There is a little more. Every society has a governance structure, a system of decision-making, of even resource allocation. Though no ideal capitalism exists anywhere in the world, that template leaves everything to the market, that is, the individual. Though no ideal socialism/communism exists anywhere in the world, that template leaves everything to the state. These are two polar extremes. Our texts describe and prescribe a different template, one that we have forgotten about, though bits of this survived even as late as the 19th century. Some decisions are taken by the king/state, some decisions are taken by the individual/household, but a large number of decisions are also taken by the community. Anyone deeply immersed in the texts cannot but be struck by the fact that Hinduism has a third template, one that isn’t socialism and one that isn’t capitalism. For instance, the maximum retail price, skill development, clamping down on unfair and restrictive business practices don’t require state intervention. These were done by shrenis (the best English translation is guilds), one instance of community action. Ishta (sacrifices) and purti (civic works) were done by both the community and the individual. This explains the community-driven emphasis on self-reliance, self-sufficiency, villages and rural industrialisation. Add to that the individual’s dharma, also described in the texts. Dana (donations) were natural; they didn’t require the stick of corporate social responsibility. Moksha (emancipation) is for exceptional people. For ordinary individuals, the texts prescribe a right balance between the three other human objectives (purusharthas) of dharma, artha and kama, without excessive emphasis on one of the three. Stated simply, since Gandhi was so immersed in dharma, I don’t think it is possible to understand his beliefs without also being immersed in dharma. Those who have sought to equate his views with state intervention have sought to exorcise dharma from Indian life and have misrepresented him. Before anything else, Gopal Krishna Gokhale advised Mahatma Gandhi to extensively travel throughout India, which he did. Anyone who travels through India will appreciate the extent to which notions of dharma are deeply ingrained.
If one is immersed in dharma, regardless of whether one believes in Vedanta or not, one also realises how insignificant one is. Therefore, one ceases to make attempts to change the world. For thousands of years, the world has existed without that specific individual and will continue to exist for thousands of years more.
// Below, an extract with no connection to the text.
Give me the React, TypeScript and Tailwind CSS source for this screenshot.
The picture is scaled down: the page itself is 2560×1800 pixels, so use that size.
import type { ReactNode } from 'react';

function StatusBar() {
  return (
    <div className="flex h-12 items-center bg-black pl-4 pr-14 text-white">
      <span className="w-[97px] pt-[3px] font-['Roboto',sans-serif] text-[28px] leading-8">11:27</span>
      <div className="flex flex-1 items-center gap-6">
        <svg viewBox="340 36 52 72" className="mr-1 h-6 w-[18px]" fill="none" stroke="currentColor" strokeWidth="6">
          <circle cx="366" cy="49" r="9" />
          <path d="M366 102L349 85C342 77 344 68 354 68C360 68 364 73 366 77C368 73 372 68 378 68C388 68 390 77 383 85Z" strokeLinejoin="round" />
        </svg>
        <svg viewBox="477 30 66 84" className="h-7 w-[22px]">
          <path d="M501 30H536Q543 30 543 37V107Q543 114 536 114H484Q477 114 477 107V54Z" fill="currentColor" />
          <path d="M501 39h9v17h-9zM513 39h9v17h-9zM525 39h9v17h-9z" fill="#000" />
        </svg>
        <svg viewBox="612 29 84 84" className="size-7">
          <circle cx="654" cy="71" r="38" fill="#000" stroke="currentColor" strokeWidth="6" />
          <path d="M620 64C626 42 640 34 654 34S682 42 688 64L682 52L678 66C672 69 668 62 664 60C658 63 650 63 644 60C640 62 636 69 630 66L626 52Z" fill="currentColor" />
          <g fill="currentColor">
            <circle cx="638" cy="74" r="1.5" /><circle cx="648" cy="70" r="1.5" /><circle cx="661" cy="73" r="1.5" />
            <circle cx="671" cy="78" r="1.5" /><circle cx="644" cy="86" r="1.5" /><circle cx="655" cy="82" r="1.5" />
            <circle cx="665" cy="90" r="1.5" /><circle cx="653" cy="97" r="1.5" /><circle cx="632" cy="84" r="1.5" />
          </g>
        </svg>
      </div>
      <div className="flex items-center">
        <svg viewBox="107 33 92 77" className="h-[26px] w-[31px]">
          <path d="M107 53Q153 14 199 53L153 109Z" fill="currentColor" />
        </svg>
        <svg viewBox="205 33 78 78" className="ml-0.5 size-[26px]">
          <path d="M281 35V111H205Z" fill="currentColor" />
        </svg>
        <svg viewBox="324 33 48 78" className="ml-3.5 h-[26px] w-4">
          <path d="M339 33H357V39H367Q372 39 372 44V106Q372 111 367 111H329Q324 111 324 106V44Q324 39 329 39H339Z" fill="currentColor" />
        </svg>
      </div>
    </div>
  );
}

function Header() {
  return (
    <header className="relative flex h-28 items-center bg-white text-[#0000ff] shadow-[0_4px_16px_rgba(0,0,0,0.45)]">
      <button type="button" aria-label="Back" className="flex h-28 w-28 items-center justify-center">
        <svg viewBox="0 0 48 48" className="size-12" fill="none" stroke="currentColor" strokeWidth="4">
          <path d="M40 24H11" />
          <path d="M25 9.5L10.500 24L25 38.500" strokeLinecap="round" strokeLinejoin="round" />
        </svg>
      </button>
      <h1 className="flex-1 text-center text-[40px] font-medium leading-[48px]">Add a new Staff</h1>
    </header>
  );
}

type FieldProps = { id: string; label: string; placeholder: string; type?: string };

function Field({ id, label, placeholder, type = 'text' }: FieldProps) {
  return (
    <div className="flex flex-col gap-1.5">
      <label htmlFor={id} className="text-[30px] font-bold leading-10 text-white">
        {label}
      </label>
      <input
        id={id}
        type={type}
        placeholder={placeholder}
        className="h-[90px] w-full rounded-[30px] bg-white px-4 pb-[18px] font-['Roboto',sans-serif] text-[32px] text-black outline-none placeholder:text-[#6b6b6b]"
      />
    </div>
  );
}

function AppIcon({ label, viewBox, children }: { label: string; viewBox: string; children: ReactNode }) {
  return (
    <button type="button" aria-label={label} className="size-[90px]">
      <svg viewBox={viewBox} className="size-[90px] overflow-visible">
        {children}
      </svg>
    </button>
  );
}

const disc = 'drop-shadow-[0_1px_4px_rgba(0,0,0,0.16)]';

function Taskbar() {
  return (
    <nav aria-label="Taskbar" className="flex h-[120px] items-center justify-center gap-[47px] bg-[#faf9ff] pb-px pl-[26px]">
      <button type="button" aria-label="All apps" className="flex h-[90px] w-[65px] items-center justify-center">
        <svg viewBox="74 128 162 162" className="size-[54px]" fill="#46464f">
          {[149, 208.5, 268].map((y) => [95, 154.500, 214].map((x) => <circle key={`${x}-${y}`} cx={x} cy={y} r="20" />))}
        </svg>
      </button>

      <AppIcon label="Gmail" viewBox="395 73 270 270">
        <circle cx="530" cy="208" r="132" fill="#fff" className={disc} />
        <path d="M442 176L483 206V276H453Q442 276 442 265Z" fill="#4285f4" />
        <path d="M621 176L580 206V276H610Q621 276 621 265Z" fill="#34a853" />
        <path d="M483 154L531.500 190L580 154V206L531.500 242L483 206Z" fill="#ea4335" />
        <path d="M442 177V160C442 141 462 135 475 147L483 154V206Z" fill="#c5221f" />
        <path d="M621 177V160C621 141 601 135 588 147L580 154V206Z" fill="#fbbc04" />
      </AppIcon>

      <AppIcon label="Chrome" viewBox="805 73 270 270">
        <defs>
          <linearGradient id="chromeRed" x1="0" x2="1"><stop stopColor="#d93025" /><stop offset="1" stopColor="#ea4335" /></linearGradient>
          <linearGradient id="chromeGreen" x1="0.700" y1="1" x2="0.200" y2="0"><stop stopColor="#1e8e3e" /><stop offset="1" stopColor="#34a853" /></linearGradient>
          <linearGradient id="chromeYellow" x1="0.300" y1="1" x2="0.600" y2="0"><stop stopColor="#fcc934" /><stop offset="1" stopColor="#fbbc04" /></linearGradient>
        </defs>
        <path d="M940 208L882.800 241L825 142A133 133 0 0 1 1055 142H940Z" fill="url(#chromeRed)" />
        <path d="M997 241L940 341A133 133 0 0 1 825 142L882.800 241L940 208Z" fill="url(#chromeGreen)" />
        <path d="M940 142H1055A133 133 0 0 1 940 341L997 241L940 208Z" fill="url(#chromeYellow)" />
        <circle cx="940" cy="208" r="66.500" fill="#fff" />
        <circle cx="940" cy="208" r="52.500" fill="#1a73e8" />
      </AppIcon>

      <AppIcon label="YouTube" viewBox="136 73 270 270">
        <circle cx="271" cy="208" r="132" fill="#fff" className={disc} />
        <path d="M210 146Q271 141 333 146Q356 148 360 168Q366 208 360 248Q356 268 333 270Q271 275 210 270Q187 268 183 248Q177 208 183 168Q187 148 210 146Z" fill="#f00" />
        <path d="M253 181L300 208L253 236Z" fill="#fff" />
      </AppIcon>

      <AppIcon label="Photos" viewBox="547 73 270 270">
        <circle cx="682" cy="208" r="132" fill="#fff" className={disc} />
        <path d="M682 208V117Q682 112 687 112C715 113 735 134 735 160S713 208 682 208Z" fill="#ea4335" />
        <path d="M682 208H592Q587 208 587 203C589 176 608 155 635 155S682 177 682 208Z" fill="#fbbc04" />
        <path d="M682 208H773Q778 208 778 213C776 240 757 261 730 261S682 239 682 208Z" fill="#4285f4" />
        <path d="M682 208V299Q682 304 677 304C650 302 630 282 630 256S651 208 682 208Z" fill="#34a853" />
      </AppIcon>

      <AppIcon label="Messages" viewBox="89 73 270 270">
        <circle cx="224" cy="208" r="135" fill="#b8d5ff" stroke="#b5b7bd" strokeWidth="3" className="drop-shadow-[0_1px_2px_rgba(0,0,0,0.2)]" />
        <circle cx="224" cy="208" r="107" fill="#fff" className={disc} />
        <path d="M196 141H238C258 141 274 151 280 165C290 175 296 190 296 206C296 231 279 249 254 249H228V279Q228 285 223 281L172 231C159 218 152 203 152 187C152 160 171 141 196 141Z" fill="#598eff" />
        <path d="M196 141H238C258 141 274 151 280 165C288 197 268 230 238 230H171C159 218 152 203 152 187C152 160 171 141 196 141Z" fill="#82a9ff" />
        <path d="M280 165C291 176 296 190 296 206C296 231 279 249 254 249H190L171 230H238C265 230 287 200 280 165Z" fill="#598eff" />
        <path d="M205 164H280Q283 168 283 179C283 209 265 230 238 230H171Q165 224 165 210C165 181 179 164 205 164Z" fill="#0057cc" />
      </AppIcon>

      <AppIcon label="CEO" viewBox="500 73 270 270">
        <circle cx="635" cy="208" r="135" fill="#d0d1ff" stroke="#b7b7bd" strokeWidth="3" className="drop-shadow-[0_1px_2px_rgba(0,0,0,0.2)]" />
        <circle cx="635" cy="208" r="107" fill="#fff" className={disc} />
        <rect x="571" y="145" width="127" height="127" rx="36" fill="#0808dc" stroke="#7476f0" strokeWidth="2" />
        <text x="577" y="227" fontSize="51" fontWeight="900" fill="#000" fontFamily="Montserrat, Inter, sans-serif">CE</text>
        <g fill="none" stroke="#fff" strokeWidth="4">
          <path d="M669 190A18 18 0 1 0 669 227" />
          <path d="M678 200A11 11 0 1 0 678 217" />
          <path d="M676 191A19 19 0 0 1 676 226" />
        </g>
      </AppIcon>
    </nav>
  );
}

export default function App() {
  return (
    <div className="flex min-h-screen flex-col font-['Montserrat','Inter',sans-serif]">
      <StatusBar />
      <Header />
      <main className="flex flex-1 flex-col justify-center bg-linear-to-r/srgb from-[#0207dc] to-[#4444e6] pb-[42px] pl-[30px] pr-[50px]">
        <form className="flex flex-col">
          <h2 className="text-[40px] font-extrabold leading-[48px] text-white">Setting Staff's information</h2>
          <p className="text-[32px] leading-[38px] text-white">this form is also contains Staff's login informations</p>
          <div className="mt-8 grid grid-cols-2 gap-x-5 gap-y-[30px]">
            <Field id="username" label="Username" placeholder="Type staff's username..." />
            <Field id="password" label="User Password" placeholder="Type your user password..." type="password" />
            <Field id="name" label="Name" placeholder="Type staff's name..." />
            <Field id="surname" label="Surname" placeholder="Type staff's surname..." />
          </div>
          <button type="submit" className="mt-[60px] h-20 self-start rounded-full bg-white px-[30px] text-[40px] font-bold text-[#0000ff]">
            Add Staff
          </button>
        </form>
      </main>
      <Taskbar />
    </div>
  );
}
Hence, one deduces one can only change one’s own self, the core of Gandhi’s beliefs. Everything else flowed from that. This is the antithesis of state-driven mindsets, where one seeks to change the world through state action. Unfortunately, the excesses of state intervention in India have been justified in the name of Mahatma Gandhi. That’s because Gandhi has often been reduced to a face on a currency note, or a remembrance fetish twice a year. On his 150th birth anniversary, one hopes more people read, and understand, him.